The papers are arranged chronologically; they include four journal papers from the 1970s, another from the late 1990s, and a preface and book chapter also from the 1990s. Among them, the first is the longest, and reviewer Adhemar Bultheel calls it "the most fundamental"; it uses the idea of "contact pressure" to cause plant parts to maximize their distance from each other and maintain a consistent angle of divergence from each other, and makes connections with the mathematical theories of circle packing and space-filling curves. Subsequent papers refine this theory, make additional connections for instance to the theory of continued fractions, and provide a more general overview.

Interspersed with the theoretical results in this area are historical asides discussing, among others, the work on phyllotaxis of Theophrastus (the first to study phyllotaxis), Leonardo da Vinci (the first to apply mathematics to phyllotaxis), Johannes Kepler (the first to recognize the importance of the Fibonacci numbers to phyllotaxis), and later naturalists and mathematicians.

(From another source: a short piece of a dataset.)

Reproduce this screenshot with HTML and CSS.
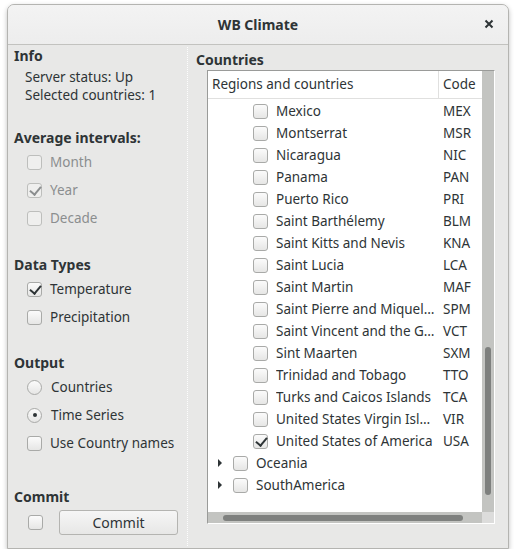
FILE: index.html
```html
<!DOCTYPE html>
<html>
<head>
<meta charset="utf-8">
<link rel="stylesheet" href="styles.css">
</head>
<body>
<div class="window">
  <div class="titlebar">
    <span class="title">WB Climate</span>
    <span class="close">
      <svg width="10" height="10" viewBox="0 0 10 10"><path d="M1.5 1.5 L8.5 8.5 M8.5 1.5 L1.5 8.5" stroke="#2e3436" stroke-width="2" stroke-linecap="butt"/></svg>
    </span>
  </div>
  <div class="content">
    <div class="left">
      <div class="sec sec-info">
        <div class="stitle">Info</div>
        <div class="info">Server status: Up</div>
        <div class="info">Selected countries: 1</div>
      </div>
      <div class="sec sec-avg">
        <div class="stitle">Average intervals:</div>
        <div class="item disabled"><span class="cb"></span>Month</div>
        <div class="item disabled"><span class="cb checked"></span>Year</div>
        <div class="item disabled"><span class="cb"></span>Decade</div>
      </div>
      <div class="sec sec-types">
        <div class="stitle">Data Types</div>
        <div class="item"><span class="cb checked"></span>Temperature</div>
        <div class="item"><span class="cb"></span>Precipitation</div>
      </div>
      <div class="sec sec-out">
        <div class="stitle">Output</div>
        <div class="item"><span class="rb"></span>Countries</div>
        <div class="item"><span class="rb on"></span>Time Series</div>
        <div class="item"><span class="cb"></span>Use Country names</div>
      </div>
      <div class="sec sec-commit">
        <div class="stitle">Commit</div>
        <div class="commitrow"><span class="cb"></span><button class="btn">Commit</button></div>
      </div>
    </div>
    <div class="splitter"></div>
    <div class="right">
      <div class="stitle rtitle">Countries</div>
      <div class="frame">
        <div class="view">
          <div class="main">
            <div class="header">
              <div class="hcol c1">Regions and countries</div>
              <div class="hcol c2">Code</div>
            </div>
            <div class="rows">
              <div class="row"><span class="cb"></span><span class="name">Mexico</span><span class="code">MEX</span></div>
              <div class="row"><span class="cb"></span><span class="name">Montserrat</span><span class="code">MSR</span></div>
              <div class="row"><span class="cb"></span><span class="name">Nicaragua</span><span class="code">NIC</span></div>
              <div class="row"><span class="cb"></span><span class="name">Panama</span><span class="code">PAN</span></div>
              <div class="row"><span class="cb"></span><span class="name">Puerto Rico</span><span class="code">PRI</span></div>
              <div class="row"><span class="cb"></span><span class="name">Saint Barthélemy</span><span class="code">BLM</span></div>
              <div class="row"><span class="cb"></span><span class="name">Saint Kitts and Nevis</span><span class="code">KNA</span></div>
              <div class="row"><span class="cb"></span><span class="name">Saint Lucia</span><span class="code">LCA</span></div>
              <div class="row"><span class="cb"></span><span class="name">Saint Martin</span><span class="code">MAF</span></div>
              <div class="row"><span class="cb"></span><span class="name">Saint Pierre and Miquel…</span><span class="code">SPM</span></div>
              <div class="row"><span class="cb"></span><span class="name">Saint Vincent and the G…</span><span class="code">VCT</span></div>
              <div class="row"><span class="cb"></span><span class="name">Sint Maarten</span><span class="code">SXM</span></div>
              <div class="row"><span class="cb"></span><span class="name">Trinidad and Tobago</span><span class="code">TTO</span></div>
              <div class="row"><span class="cb"></span><span class="name">Turks and Caicos Islands</span><span class="code">TCA</span></div>
              <div class="row"><span class="cb"></span><span class="name">United States Virgin Isl…</span><span class="code">VIR</span></div>
              <div class="row"><span class="cb checked"></span><span class="name">United States of America</span><span class="code">USA</span></div>
              <div class="row region"><span class="arrow"></span><span class="cb"></span><span class="name">Oceania</span></div>
              <div class="row region"><span class="arrow"></span><span class="cb"></span><span class="name">SouthAmerica</span></div>
            </div>
          </div>
          <div class="vscroll"><div class="vthumb"></div></div>
        </div>
        <div class="hbar">
          <div class="hscroll"><div class="hthumb"></div></div>
          <div class="corner"></div>
        </div>
      </div>
    </div>
  </div>
</div>
</body>
</html>
```

FILE: styles.css
```css
* { box-sizing: border-box; }
html, body { margin: 0; padding: 0; background: #ffffff; }
body {
  font-family: "Noto Sans", "DejaVu Sans", sans-serif;
  font-size: 13.5px;
  color: #2e3436;
  padding: 4px 0 0 7px;
}
.window {
  width: 502px;
  height: 545px;
  border: 1px solid #b4b4b1;
  border-radius: 7px 7px 0 0;
  background: #e8e8e7;
  box-shadow: 0 2px 5px rgba(0,0,0,0.25);
  display: flex;
  flex-direction: column;
  overflow: hidden;
}
.titlebar {
  height: 40px;
  flex: none;
  background: linear-gradient(#f3f3f3, #ededed);
  border-bottom: 1px solid #c2c2bf;
  display: flex;
  align-items: center;
  justify-content: center;
  position: relative;
}
.title { font-weight: bold; font-size: 14px; }
.close {
  position: absolute;
  right: 14px;
  top: 14px;
  width: 10px;
  height: 10px;
  display: flex;
}
.content { flex: 1; display: flex; min-height: 0; }
.left {
  width: 179px;
  flex: none;
  padding: 1px 0 0 6px;
  display: flex;
  flex-direction: column;
}
.splitter {
  width: 1px;
  flex: none;
  background-image: linear-gradient(#ffffff 50%, transparent 50%);
  background-size: 1px 2px;
  opacity: 0.9;
  margin: 2px 0;
}
.stitle { font-weight: bold; line-height: 20px; height: 20px; font-size: 14px; }
.info { line-height: 18px; padding-left: 11px; }
.sec-info .stitle { margin-bottom: 2px; }
.sec-avg { margin-top: 24px; }
.sec-types { margin-top: 23px; }
.sec-out { margin-top: 22px; }
.sec-commit { margin-top: 30px; }
.item {
  height: 28px;
  display: flex;
  align-items: center;
  padding-left: 13px;
}
.sec-out .item:first-of-type { margin-top: -1px; }
.item.disabled { color: #8b8e8f; }
.cb {
  width: 15px;
  height: 15px;
  flex: none;
  border: 1px solid #a9aaa8;
  border-radius: 3px;
  background: linear-gradient(#fbfbfb, #e6e6e5);
  margin-right: 8px;
  position: relative;
}
.cb.checked::after {
  content: "";
  position: absolute;
  left: 4px;
  top: 0px;
  width: 5px;
  height: 9px;
  border: solid #2e3436;
  border-width: 0 2.5px 2.5px 0;
  transform: rotate(40deg);
}
.disabled .cb { border-color: #bdbebc; background: #efefee; }
.disabled .cb.checked::after { border-color: #8b8e8f; border-width: 0 2px 2px 0; }
.rb {
  width: 15px;
  height: 15px;
  flex: none;
  border: 1px solid #a9aaa8;
  border-radius: 50%;
  background: linear-gradient(#fbfbfb, #e6e6e5);
  margin-right: 9px;
  position: relative;
}
.rb.on::after {
  content: "";
  position: absolute;
  left: 4.5px;
  top: 4.5px;
  width: 4px;
  height: 4px;
  border-radius: 50%;
  background: #2e3436;
}
.commitrow {
  margin-top: 3px;
  height: 25px;
  display: flex;
  align-items: center;
  padding-left: 14px;
}
.commitrow .cb { margin-right: 16px; }
.btn {
  width: 119px;
  height: 25px;
  border: 1px solid #b4b4b1;
  border-radius: 3px;
  background: linear-gradient(#f6f6f6, #e7e7e6);
  font: inherit;
  font-size: 14px;
  color: #2e3436;
  padding: 0;
}
.right {
  flex: 1;
  padding: 5px 14px 0 19px;
  display: flex;
  flex-direction: column;
}
.rtitle { margin-left: -11px; }
.frame {
  width: 288px;
  height: 454px;
  border-left: 1px solid #9a9b99;
  border-top: 1px solid #9a9b99;
  border-right: 1px solid #ffffff;
  border-bottom: 1px solid #ffffff;
  background: #ffffff;
  display: flex;
  flex-direction: column;
}
.view { flex: 1; display: flex; min-height: 0; }
.main { flex: 1; min-width: 0; overflow: hidden; }
.header {
  height: 28px;
  display: flex;
  border-bottom: 1px solid #e0e0df;
  line-height: 27px;
}
.hcol { white-space: nowrap; overflow: hidden; }
.c1 { width: 231px; padding-left: 4px; border-right: 1px solid #e0e0df; }
.c2 { flex: 1; padding-left: 4px; }
.rows { padding-top: 1px; }
.row {
  height: 22px;
  display: flex;
  align-items: center;
  padding-left: 45px;
  white-space: nowrap;
}
.row .cb { margin-right: 8px; }
.row .name { width: 164px; overflow: hidden; flex: none; }
.row .code { padding-left: 3px; }
.row.region { padding-left: 8px; }
.arrow {
  width: 0; height: 0;
  flex: none;
  border-top: 4px solid transparent;
  border-bottom: 4px solid transparent;
  border-left: 4px solid #2e3436;
  margin-right: 11px;
  margin-left: 2px;
}
.vscroll {
  width: 12px;
  flex: none;
  background: #c3c4c1;
  position: relative;
}
.vthumb {
  position: absolute;
  left: 3px;
  top: 276px;
  width: 6px;
  height: 148px;
  border-radius: 3px;
  background: #7e807e;
}
.hbar { height: 11px; flex: none; display: flex; }
.hscroll { flex: 1; background: #c3c4c1; position: relative; }
.hthumb {
  position: absolute;
  top: 3px;
  left: 15px;
  width: 240px;
  height: 6px;
  border-radius: 3px;
  background: #7e807e;
}
.corner { width: 12px; background: #dcdcdb; }
```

==Audience and reception==
Reviewer Peter Ruane found the book gripping, writing that it can be read by a mathematically inclined reader with no background knowledge in phyllotaxis. He suggests, however, that it might be easier to read the papers in the reverse of their chronological order, as the broader overview papers were written later in this sequence. And Yuri V. Rogovchenko calls its publication "a thoughtful tribute to Dr. Adler’s multi-faceted career as a researcher, educator, political activist, and author".